Voor dit soort ultralange offroad trails heb je wat de Britten noemen ‘fell-hardness’ nodig. ‘You've really got to know and love every inch of the ground’ is een gevleugelde uitspraak van Bob Graham clubleden. Die gehardheid maakt dat je beseft dat regen, wind, kou en mist van voorbijgaande aard zijn, zodat je leert je te handhaven te midden van die ruigte door de juiste kleding, het juiste tempo, de juiste route. Altijd met inachtneming van de sterk wisselende omstandigheden. Omdat je ondanks al je hardheid dondersgoed weet dat bergen nu eenmaal machtiger zijn dan jij en dat afgronden, kou, storm en regen serieuze factoren zijn om rekening mee te houden, om je op voor te bereiden en zelfs om je, als het nodig is, tijdig terug te trekken.

Vanaf Skiddaw is het nog tien kilometer naar het eindpunt in Keswick.

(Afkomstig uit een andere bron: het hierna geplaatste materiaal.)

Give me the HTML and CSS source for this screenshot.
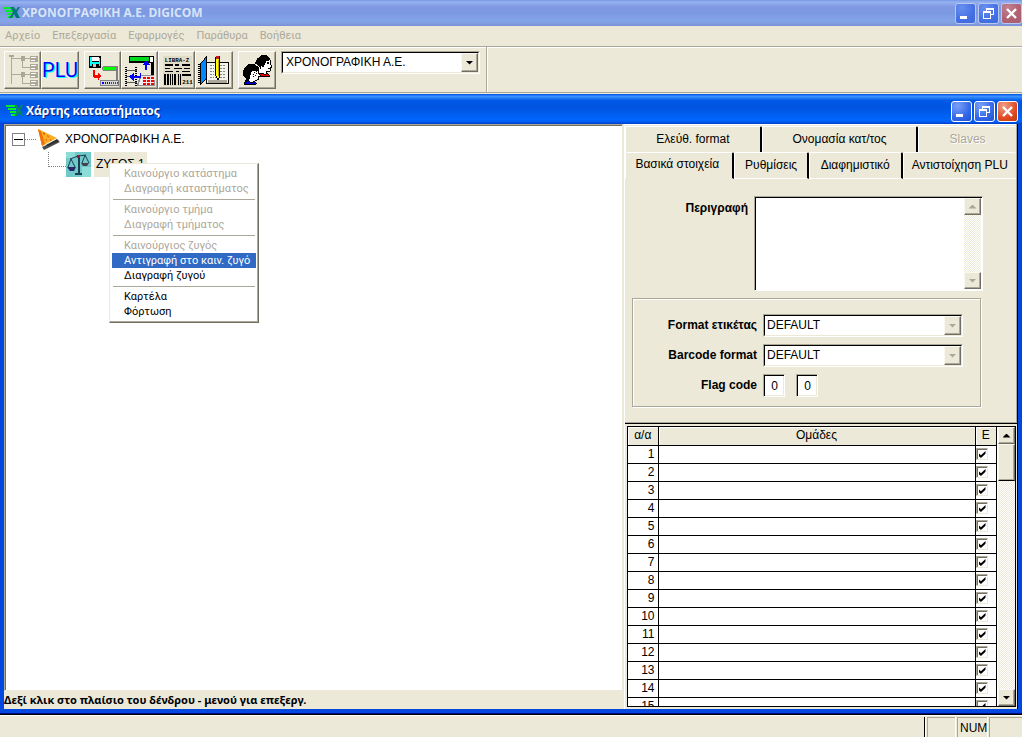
FILE: index.html
```html
<!DOCTYPE html>
<html lang="el">
<head>
<meta charset="utf-8">
<title>ΧΡΟΝΟΓΡΑΦΙΚΗ Α.Ε. DIGICOM</title>
<link rel="stylesheet" href="styles.css">
</head>
<body>
<header class="titlebar titlebar-app">
  <svg class="logo" viewBox="0 0 17 14"><path d="M0 1h9v2H0zM2 4h8v2H2zM4 7h6v2H4zM5 10h6v2H5z" fill="#00f020"/><path d="M7 1h4l2 3 2-3h2l-3 5 3 6h-4l-2-4-2 4H6l4-6z" fill="#007878"/></svg>
  <h1 class="title">ΧΡΟΝΟΓΡΑΦΙΚΗ Α.Ε. DIGICOM</h1>
  <div class="caption">
    <button class="cap" aria-label="Minimize"><svg viewBox="0 0 19 19"><path d="M4 12h7v3H4z" fill="#fff"/></svg></button>
    <button class="cap" aria-label="Restore"><svg viewBox="0 0 19 19" shape-rendering="crispEdges"><path d="M7 4h8v2H7zM7 4h1v3H7zM14 4h1v7h-1zM12 10h3v1h-3zM4 7h8v2H4zM4 7h1v8H4zM11 7h1v8h-1zM4 14h8v1H4z" fill="#fff"/></svg></button>
    <button class="cap cap-close" aria-label="Close"><svg viewBox="0 0 19 19"><path d="M5 5l9 9M14 5l-9 9" stroke="#fff" stroke-width="2.400"/></svg></button>
  </div>
</header>
<nav class="menubar">
  <button>Αρχείο</button><button>Επεξεργασία</button><button>Εφαρμογές</button><button>Παράθυρα</button><button>Βοήθεια</button>
</nav>
<div class="toolbar">
  <div class="toolband">
    <div class="toolgroup">
      <button class="tool" aria-label="Χάρτης"><svg viewBox="0 0 36 36" shape-rendering="crispEdges"><path d="M4 3h5v2H4zM16 4h5v5h-5zM16 20h5v5h-5z" fill="#aca899"/><path d="M6.500 5v27M6 6.500h10M6 22.500h10M18.500 9v7M21 6.500h6M18 15.500h9M18.500 25v7M21 22.500h6M18 31.500h9" stroke="#aca899" fill="none"/><path d="M26 4h8v6h-8zM26 12h8v6h-8zM26 20h8v6h-8zM26 28h8v6h-8z" fill="#aca899"/><path d="M27 5h5v1h-5zM27 13h5v1h-5zM27 21h5v1h-5zM27 29h5v1h-5zM27 8h4v1h-4zM27 16h4v1h-4zM27 24h4v1h-4zM27 32h4v1h-4z" fill="#fff"/></svg></button>
      <button class="tool tool-plu">PLU</button>
    </div>
    <div class="toolgroup">
      <button class="tool" aria-label="Αποστολή"><svg viewBox="0 0 36 36" shape-rendering="crispEdges"><path d="M4 4h12v12H5l-1-1z" fill="#000"/><path d="M5 5h2v9H5zM14 6h1v8h-1z" fill="#0ff"/><path d="M7 5h7v4H7z" fill="#fff"/><path d="M5 10h10v2H5z" fill="#0ff"/><path d="M8 12h5v3H8z" fill="#c0c0c0"/><path d="M11 12h2v3h-2z" fill="#000"/><path d="M8 18h2v5h3v-3l4 4-4 5v-3h-3l-2-2z" fill="#f00"/><path d="M18.500 14.500h14v4h-14z" fill="#0f0" stroke="#808080"/><path d="M32 14h2v14h-2zM15 28h20v6H15z" fill="#808080"/><path d="M16 29h18v4H16z" fill="#d8d8d8"/><path d="M17 31h9" stroke="#00f" stroke-width="2" stroke-dasharray="1 1"/><path d="M27 31h7" stroke="#f00" stroke-width="2" stroke-dasharray="1 1"/></svg></button>
      <button class="tool" aria-label="Λήψη"><svg viewBox="0 0 36 36" shape-rendering="crispEdges"><path d="M7 4h26v20h-3V11H8l-1-2z" fill="#000"/><path d="M8 5h20v4H8z" fill="#00d820"/><path d="M29 5h3v5h-3z" fill="#fff"/><path d="M19 23h14l1 11H15z" fill="#909090"/><path d="M20 24h13v9H17z" fill="#eee"/><path d="M22 25h3v2h-3zM26 25h3v2h-3zM30 25h3v2h-3zM22 28h3v2h-3zM26 28h3v2h-3zM30 28h3v2h-3zM22 31h3v2h-3zM26 31h3v2h-3zM30 31h3v2h-3z" fill="#f00"/><path d="M4.500 15v19M14.500 15v19" stroke="#000" stroke-width="2" stroke-dasharray="1 1"/><path d="M4 18.500h11M4 24.500h11M4 30.500h11" stroke="#555"/><path d="M7 25l5-4v3h6v-3h2v5h-8v3zM24 18v-5h-3l4-5 4 5h-3v5z" fill="#00f"/></svg></button>
      <button class="tool" aria-label="LIBRA-Z 211"><svg viewBox="0 0 36 36" shape-rendering="crispEdges"><path d="M4 4h30v30H4z" fill="#e0dcc8"/><text class="tiny" x="6" y="10">LIBRA-Z</text><path d="M6 12h8v2H6zM16 12h5v2h-5zM24 12h8v2h-8zM6 16h5v1H6zM15 16h9v1h-9zM26 16h6v1h-6zM6 19h8v1H6zM17 19h4v1h-4zM24 19h8v1h-8z" fill="#000"/><path d="M5 22h2v11H5zM8 22h2v11H8zM11 22h1v11h-1zM13 22h1v11h-1zM15 22h2v11h-2zM18 22h1v11h-1zM20 22h1v11h-1zM22 22h1v11h-1zM24 22h9v2h-9z" fill="#000"/><text class="tiny" x="24" y="32">211</text></svg></button>
      <button class="tool" aria-label="Σημειώσεις"><svg viewBox="0 0 36 36" shape-rendering="crispEdges"><path d="M11 10h10l1 2 1-2h10v22H11z" fill="#f4f4ec" stroke="#000"/><path d="M14 13.500h7M25 13.500h6M14 16.500h7M25 16.500h6M14 19.500h7M25 19.500h6M14 22.500h7M25 22.500h6M14 25.500h7M25 25.500h6" stroke="#808080" stroke-dasharray="2 1"/><path d="M12 28h20v3H12z" fill="#aca899"/><path d="M5 11l6-7v22l-6 7z" fill="#08f" stroke="#000"/><path d="M4 12v20" stroke="#000" stroke-width="3" stroke-dasharray="1 1"/><path d="M20.500 4.500h4v20l-2 4-2-4z" fill="#ff0" stroke="#000"/><path d="M21 4h3v3h-3z" fill="#c02020"/><path d="M23.500 8v16" stroke="#c0a800"/></svg></button>
    </div>
    <button class="tool" aria-label="Χρήστες"><svg viewBox="0 0 36 36" shape-rendering="crispEdges"><path d="M23 9l3-4h4l2 3v4l2 3-2 1v3l-4 1v3h-9v-8z" fill="#fff" stroke="#000"/><path d="M16 11l3-5 4-3h6l3 3v2l-4 1-2 4-1 3-2-2-1 3-2-4z" fill="#000"/><path d="M29 10h2v2h-2zM30 16h2v1h-2z" fill="#000"/><path d="M20 22l5-1 2 2 2-2 3 3-1 1H19z" fill="#e00000" stroke="#000"/><path d="M11 19h9v2l2 3-2 1v3l-4 1v2h-6z" fill="#fff" stroke="#000"/><path d="M15 19h1M17 20h1M15 21h1M17 22h1M14 23h1M16 24h1M14 25h1" stroke="#000"/><path d="M6 15l4-3h6l4 3 1 4h-5l-2-1-2 4-1 5-1 3H6l1-3-3-4v-4z" fill="#000"/><path d="M6 30l4-1 2 2 4-1 2 2-2 1H6z" fill="#00c" stroke="#000"/></svg></button>
    <div class="combo combo-store">
      <select aria-label="Κατάστημα"><option>ΧΡΟΝΟΓΡΑΦΙΚΗ Α.Ε.</option></select><span class="arrowbox"><i class="down"></i></span>
    </div>
  </div>
</div>

<main class="child">
  <header class="titlebar titlebar-child">
    <svg class="logo" viewBox="0 0 17 14"><path d="M0 1h9v2H0zM2 4h8v2H2zM4 7h6v2H4zM5 10h6v2H5z" fill="#00f020"/><path d="M9 1h2l2 4 2-4h2l-3 5 3 6h-2l-2-4-2 4H9l2-6z" fill="#009048"/></svg>
    <h2 class="title">Χάρτης καταστήματος</h2>
    <div class="caption">
      <button class="cap" aria-label="Minimize"><svg viewBox="0 0 19 19"><path d="M4 12h7v3H4z" fill="#fff"/></svg></button>
      <button class="cap" aria-label="Restore"><svg viewBox="0 0 19 19" shape-rendering="crispEdges"><path d="M7 4h8v2H7zM7 4h1v3H7zM14 4h1v7h-1zM12 10h3v1h-3zM4 7h8v2H4zM4 7h1v8H4zM11 7h1v8h-1zM4 14h8v1H4z" fill="#fff"/></svg></button>
      <button class="cap cap-close" aria-label="Close"><svg viewBox="0 0 19 19"><path d="M5 5l9 9M14 5l-9 9" stroke="#fff" stroke-width="2.400"/></svg></button>
    </div>
  </header>
  <div class="content">
    <section class="left">
      <div class="tree">
        <div class="node">
          <button class="expander" aria-label="Σύμπτυξη"></button><span class="dots"></span>
          <svg class="cone" viewBox="0 0 24 24"><path d="M5 19l15-7 3 2-16 8z" fill="#000" opacity=".7"/><path d="M1 1l19 9-15 8z" fill="#f8b020"/><path d="M1 1l4 17 3-2-4-13z" fill="#f07010"/><path d="M6 4l2 1v2l-2-1zM10 7l2 1-1 2zM8 12l2-1v2zM13 11l2 1-2 1z" fill="#e06010"/><path d="M9 17l11-6 2 2-11 5z" fill="#303030"/></svg>
          <span class="label">ΧΡΟΝΟΓΡΑΦΙΚΗ Α.Ε.</span>
        </div>
        <div class="node node-child">
          <span class="elbow"></span>
          <svg class="scale" viewBox="0 0 25 25"><path d="M0 0h25v25H0z" fill="#70c8c8"/><path d="M0 0h9v6H0zM16 15h9v10h-9z" fill="#8cdcd8"/><path d="M4 7l8-3 8-1M5 7l-3 8M5 7l4 8M19 3l-3 8M19 3l4 8" stroke="#184050" fill="none"/><path d="M12 3h2v19h-2zM9 21h7v2H9z" fill="#184050"/><path d="M1 15h9l-2 4H4z" fill="#282868"/><path d="M15 11h8l-2 3h-4z" fill="#484050"/><path d="M11 3h3v3h-3z" fill="#902038"/></svg>
          <span class="label label-selected">ΖΥΓΟΣ 1</span>
        </div>
        <div class="menu" role="menu">
          <button role="menuitem" disabled>Καινούργιο κατάστημα</button>
          <button role="menuitem" disabled>Διαγραφή καταστήματος</button>
          <hr>
          <button role="menuitem" disabled>Καινούργιο τμήμα</button>
          <button role="menuitem" disabled>Διαγραφή τμήματος</button>
          <hr>
          <button role="menuitem" disabled>Καινούργιος ζυγός</button>
          <button role="menuitem" class="active">Αντιγραφή στο καιν. ζυγό</button>
          <button role="menuitem">Διαγραφή ζυγού</button>
          <hr>
          <button role="menuitem">Καρτέλα</button>
          <button role="menuitem">Φόρτωση</button>
        </div>
      </div>
      <p class="hint">Δεξί κλικ στο πλαίσιο του δένδρου - μενού για επεξεργ.</p>
    </section>

    <section class="right">
      <div class="panel">
        <div class="tabs tabs-back" role="tablist">
          <button role="tab">Ελεύθ. format</button><button role="tab">Ονομασία κατ/τος</button><button role="tab" disabled>Slaves</button>
        </div>
        <div class="tabs tabs-front" role="tablist">
          <button role="tab" class="current">Βασικά στοιχεία</button><button role="tab">Ρυθμίσεις</button><button role="tab">Διαφημιστικό</button><button role="tab">Αντιστοίχηση PLU</button>
        </div>
        <form class="form">
          <div class="desc">
            <label for="desc">Περιγραφή</label>
            <div class="memo">
              <textarea id="desc"></textarea>
              <div class="scroll"><button type="button" aria-label="Πάνω"><i class="up dim"></i></button><span class="track"></span><button type="button" aria-label="Κάτω"><i class="down dim"></i></button></div>
            </div>
          </div>
          <div class="group">
            <label for="f1">Format ετικέτας</label>
            <div class="combo"><select id="f1"><option>DEFAULT</option></select><span class="arrowbox"><i class="down dim"></i></span></div>
            <label for="f2">Barcode format</label>
            <div class="combo"><select id="f2"><option>DEFAULT</option></select><span class="arrowbox"><i class="down dim"></i></span></div>
            <label for="f3">Flag code</label>
            <div class="flags"><input id="f3" value="0"><input aria-label="Flag code 2" value="0"></div>
          </div>
        </form>
      </div>
      <div class="gridbox">
        <div class="rows">
          <table>
            <thead><tr><th class="num">α/α</th><th>Ομάδες</th><th class="chk">E</th></tr></thead>
            <tbody>
              <tr><td>1</td><td></td><td><input type="checkbox" checked aria-label="1"></td></tr>
              <tr><td>2</td><td></td><td><input type="checkbox" checked aria-label="2"></td></tr>
              <tr><td>3</td><td></td><td><input type="checkbox" checked aria-label="3"></td></tr>
              <tr><td>4</td><td></td><td><input type="checkbox" checked aria-label="4"></td></tr>
              <tr><td>5</td><td></td><td><input type="checkbox" checked aria-label="5"></td></tr>
              <tr><td>6</td><td></td><td><input type="checkbox" checked aria-label="6"></td></tr>
              <tr><td>7</td><td></td><td><input type="checkbox" checked aria-label="7"></td></tr>
              <tr><td>8</td><td></td><td><input type="checkbox" checked aria-label="8"></td></tr>
              <tr><td>9</td><td></td><td><input type="checkbox" checked aria-label="9"></td></tr>
              <tr><td>10</td><td></td><td><input type="checkbox" checked aria-label="10"></td></tr>
              <tr><td>11</td><td></td><td><input type="checkbox" checked aria-label="11"></td></tr>
              <tr><td>12</td><td></td><td><input type="checkbox" checked aria-label="12"></td></tr>
              <tr><td>13</td><td></td><td><input type="checkbox" checked aria-label="13"></td></tr>
              <tr><td>14</td><td></td><td><input type="checkbox" checked aria-label="14"></td></tr>
              <tr><td>15</td><td></td><td><input type="checkbox" checked aria-label="15"></td></tr>
            </tbody>
          </table>
        </div>
        <div class="scroll"><button aria-label="Πάνω"><i class="up"></i></button><span class="thumb"></span><span class="track"></span><button aria-label="Κάτω"><i class="down"></i></button></div>
      </div>
    </section>
  </div>
</main>
<footer class="status"><span class="cell cell-main"></span><span class="cell"></span><span class="cell">NUM</span><span class="cell"></span></footer>
</body>
</html>
```
FILE: styles.css
```css
:root {
  --face: #ece9d8;
  --shade: #aca899;
  --dark: #716f64;
  --ui: "Liberation Sans", Arial, sans-serif;
  --menu: Roboto, Tahoma, sans-serif;
}
* { box-sizing: border-box; }
body {
  margin: 0;
  height: 100vh;
  display: flex;
  flex-direction: column;
  background: var(--face);
  font: 12px/15px var(--ui);
  color: #000;
  overflow: hidden;
}
button, select, input, textarea { font: inherit; color: inherit; margin: 0; padding: 0; border: 0; border-radius: 0; }
h1, h2, p { margin: 0; }

.titlebar { display: flex; align-items: center; flex: none; }
.titlebar-app {
  height: 26px;
  padding-left: 3px;
  color: #d8e4f8;
  background: linear-gradient(#7697e7, #96b2ee 8%, #809ae3 25%, #7b99e1 50%, #85a5e9 80%, #829edf 90%, #7a8fd4);
}
.titlebar-child {
  height: 30px;
  padding: 4px 0 0 2px;
  color: #fff;
  background: linear-gradient(#0050e8, #3c93ff 8%, #0058e6 22%, #0054e0 45%, #0066fc 85%, #005cf2 93%, #003cc8);
}
.logo { width: 17px; height: 14px; flex: none; }
.title { flex: 1; font: bold 12px/18px "Open Sans", "Trebuchet MS", sans-serif; padding-left: 2px; }
.titlebar-child .title { padding-left: 3px; text-shadow: 1px 1px #0a1883; }
.caption { display: flex; gap: 2px; }
.cap {
  width: 21px; height: 21px;
  border: 1px solid #fff;
  border-radius: 3px;
  background: radial-gradient(circle at 30% 20%, #7aa0f8, #3468e8 60%, #2050d0);
}
.cap svg { display: block; width: 19px; height: 19px; }
.cap-close { background: radial-gradient(circle at 30% 20%, #f0a088, #e04c24 60%, #c03810); }
.titlebar-app .cap { border-color: #b8c8f0; background: radial-gradient(circle at 30% 20%, #6890f0, #4470e4 60%, #4068d8); }
.titlebar-app .cap-close { background: radial-gradient(circle at 30% 20%, #c08090, #b06070 60%, #a86070); }

.menubar { display: flex; gap: 12px; height: 20px; padding-left: 5px; flex: none; font: 11px/18px var(--menu); }
.menubar button { background: none; color: var(--shade); }

.toolbar { flex: none; height: 47px; border-top: 1px solid var(--shade); border-bottom: 1px solid var(--shade); box-shadow: inset 0 1px #fff; display: flex; }
.toolband { display: flex; align-items: flex-start; gap: 5px; padding: 4px 6px 0 4px; border-right: 1px solid var(--shade); box-shadow: 1px 0 #fff; }
.toolgroup { display: flex; }
.tool {
  width: 37px; height: 38px;
  background: var(--face);
  border: 1px solid;
  border-color: #fff var(--dark) var(--dark) #fff;
  box-shadow: inset -1px -1px var(--shade);
}
.tool:last-child, .toolband > .tool { width: 38px; }
.tool svg { display: block; width: 35px; height: 36px; }
.tool-plu { font: 20px/34px Roboto, sans-serif; color: #00f; text-shadow: 1px 1px #0ff; }
.tiny { font: bold 6px "Liberation Mono", monospace; }

.combo {
  position: relative;
  height: 23px;
  border: 1px solid;
  border-color: var(--shade) #fff #fff var(--shade);
}
.combo-store { width: 199px; }
.combo select {
  display: block; width: 100%; height: 21px;
  appearance: none;
  padding-left: 3px;
  background: #fff;
  border: 1px solid;
  border-color: #000 var(--face) var(--face) #000;
}
.arrowbox, .scroll button, .thumb {
  display: grid; place-items: center;
  background: var(--face);
  border: 1px solid;
  border-color: #f8f7f0 var(--dark) var(--dark) #f8f7f0;
  box-shadow: inset -1px -1px var(--shade);
}
.arrowbox { position: absolute; top: 1px; right: 1px; bottom: 1px; width: 17px; pointer-events: none; }
.down, .up { display: block; width: 8px; height: 4px; background: #000; clip-path: polygon(0 0, 100% 0, 50% 100%); }
.up { clip-path: polygon(50% 0, 100% 100%, 0 100%); }
.dim { background: var(--shade); }

.child {
  flex: 1; min-height: 0;
  display: flex; flex-direction: column;
  margin-top: 1px;
  background: #0048e0;
  padding: 0 4px 4px;
  border-bottom: 1px solid #000c80;
}
.titlebar-child { margin: 0 -4px; padding-left: 6px; padding-right: 4px; }
.content { flex: 1; min-height: 0; display: grid; grid-template-columns: minmax(0, 620fr) minmax(380px, 394fr); background: var(--face); }
.left { display: flex; flex-direction: column; min-height: 0; }
.tree {
  position: relative;
  flex: 1;
  background: #fff;
  border: 1px solid;
  border-color: var(--shade) var(--face) var(--face) var(--shade);
  box-shadow: inset 1px 1px var(--dark);
  padding: 2px 7px;
  margin-right: 1px;
}
.node { display: flex; align-items: center; height: 25px; }
.expander { width: 13px; height: 13px; background: linear-gradient(#000, #000) center / 9px 1px no-repeat #fff; border: 1px solid #808080; }
.dots { width: 11px; border-top: 1px dotted #808080; }
.cone { width: 24px; height: 24px; margin-left: 1px; }
.scale { width: 25px; height: 25px; }
.label { padding: 0 2px; margin-left: 2px; line-height: 25px; }
.label-selected { background: var(--face); margin-left: 3px; }
.elbow { align-self: flex-start; width: 18px; height: 15px; margin-left: 36px; border: 1px dotted #808080; border-width: 0 0 1px 1px; }
.menu {
  position: absolute; left: 104px; top: 38px;
  width: 150px;
  padding: 2px 2px 3px;
  background: #fff;
  border: 1px solid;
  border-color: var(--face) var(--dark) var(--dark) var(--face);
  box-shadow: inset -1px -1px var(--shade);
  font: 11px/15px var(--menu);
}
.menu button { display: block; width: 100%; height: 15px; text-align: left; padding-left: 12px; background: none; white-space: nowrap; }
.menu button:disabled { color: var(--shade); }
.menu .active { background: #316ac5; color: #fff; }
.menu hr { margin: 3px 1px 2px; border: 0; border-top: 1px solid var(--shade); }
.hint { height: 18px; font: bold 11px/18px "Noto Sans", Tahoma, sans-serif; }

.right { display: flex; flex-direction: column; min-height: 0; border-left: 1px solid #fff; border-right: 1px solid #000; }
.panel { border-bottom: 1px solid #000; box-shadow: inset -1px -1px var(--shade), inset 0 1px #fff; padding: 2px 1px 16px 0; }
.tabs { display: flex; height: 26px; }
.tabs button { background: none; border-top: 1px solid #fff; border-left: 1px solid #fff; border-right: 2px solid #000; flex: 1 1 auto; white-space: nowrap; border-radius: 2px 2px 0 0; }
.tabs button:last-child { border-right: 0; }
.tabs button:disabled { color: var(--shade); text-shadow: 1px 1px #fff; }
.tabs-back button { flex: 0 0 40%; }
.tabs-back button:first-child { flex-basis: 35%; }
.tabs-back button:last-child { flex: 1; }
.tabs-front { height: 27px; }
.tabs-front button { flex: 0 0 24%; border-bottom: 1px solid #fff; }
.tabs-front button:nth-child(2) { flex-basis: 19%; }
.tabs-front button:last-child { flex: 1; }
.tabs-front .current { flex-basis: 28%; border-bottom-color: transparent; padding: 0 4px 2px 0; }

.form { padding: 17px 35px 0 7px; font-weight: bold; }
.form label { text-align: right; }
.desc { display: grid; grid-template-columns: 116px 1fr; gap: 6px; margin-right: -2px; }
.desc label { padding-top: 5px; }
.memo { display: flex; height: 95px; background: #fff; border: 1px solid; border-color: var(--shade) #fff #fff var(--shade); box-shadow: inset 1px 1px #000; padding: 1px; }
.memo textarea { flex: 1; min-width: 0; resize: none; background: none; }
.scroll { display: flex; flex-direction: column; width: 17px; flex: none; }
.scroll button { height: 17px; }
.track { flex: 1; background: repeating-conic-gradient(#fff 0 25%, var(--face) 0 50%) 0 0 / 2px 2px; }
.group {
  display: grid; grid-template-columns: 124px 1fr; gap: 7px 6px; align-items: center;
  margin-top: 7px; padding: 15px 18px 9px 0;
  border: 1px solid var(--shade);
  box-shadow: inset 1px 1px #fff, 1px 1px #fff;
}
.group .combo { margin-right: -1px; }
.group select { padding-left: 2px; }
.group select, .flags input { font-weight: normal; }
.flags { display: flex; gap: 11px; }
.flags input { width: 22px; height: 23px; padding-right: 6px; text-align: right; background: #fff; border: 1px solid; border-color: var(--shade) #fff #fff var(--shade); box-shadow: inset 1px 1px #000, inset -1px -1px var(--face); }

.gridbox { flex: 1; min-height: 0; display: flex; margin: 2px 1px 2px 2px; border: 1px solid #000; gap: 1px; background: #fff; overflow: hidden; }
.rows { flex: 1; overflow: hidden; border-right: 1px solid #000; }
table { width: 100%; border-collapse: collapse; table-layout: fixed; }
th, td { height: 18px; padding: 0; border-bottom: 1px solid #000; border-right: 1px solid #000; }
tr > :last-child { border-right: 0; }
th { background: var(--face); font-weight: normal; box-shadow: inset 1px 1px #fff; }
.num { width: 30px; }
.chk { width: 21px; }
td:first-child { text-align: right; padding-right: 3px; }
td input {
  appearance: none; display: block; width: 12px; height: 12px;
  border: 1px solid; border-color: var(--shade) var(--face) var(--face) var(--shade);
  box-shadow: inset 1px 1px var(--dark);
}
td input:checked::after { content: ""; display: block; width: 7px; height: 7px; margin: 2px; background: #000; clip-path: polygon(0 30%, 35% 62%, 100% 0, 100% 40%, 35% 100%, 0 70%); }
.thumb { height: 37px; border-bottom-color: #000; }

.status { flex: none; height: 23px; display: flex; gap: 2px; padding-top: 2px; border-top: 1px solid #000; box-shadow: inset 0 1px #fff; }
.cell { width: 28px; padding-left: 2px; line-height: 20px; border: 1px solid var(--shade); border-width: 1px 0 0 1px; box-shadow: 1px 0 #fff; }
.cell:nth-child(3) { width: 30px; }
.cell:last-child { width: 33px; }
.cell-main { flex: 1; border: 0; border-right: 1px solid #000; }
```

Alles resoneert in mijn lijf nu ik zo omlaag dender en dat ik überhaupt nog rennen kan, mag een wonder heten, maar elke stap voelt zinvol en oh, wat ben ik blij. Landschappelijk zijn dit echt niet de mooiste kilometers maar ik vind ze schitterend. Ik omarm de toenemende herrie en drukte. De voetgangersbrug over de A66, door een keurig aangeharkt parkje en opnieuw een kleine brug, River Gretna. Een woonwijk door, op de gok sla ik links, rechts, omlaag tot waar de Moot Hall zijn moet. Aan zijn hoge witte toren vrij herkenbaar gelukkig. Het smalle steegje door naast Pedlar’s Paradise en dan beland ik in de toeristische maalstroom van de winkelstraat rondom het pleintje van de Moot Hall. Daar! Frank op een bankje.

 Bob Graham Round


“Hé Frank! Ik ben er!”
Ik omarm hem en zet mijn stopwatch stil. 27 uur en 28 minuten. Lachend, bijna huilend van blijheid en van ongelofelijk diepe vermoeidheid, plof ik neer op de stenen trap van de Moot Hall. Allemachtig, wat die Bob Graham voor een ronde bedacht heeft! Ik kan niet tippen aan zijn tijd, maar dat ik hier in zijn voetsporen mocht treden zal ik mijn leven niet vergeten.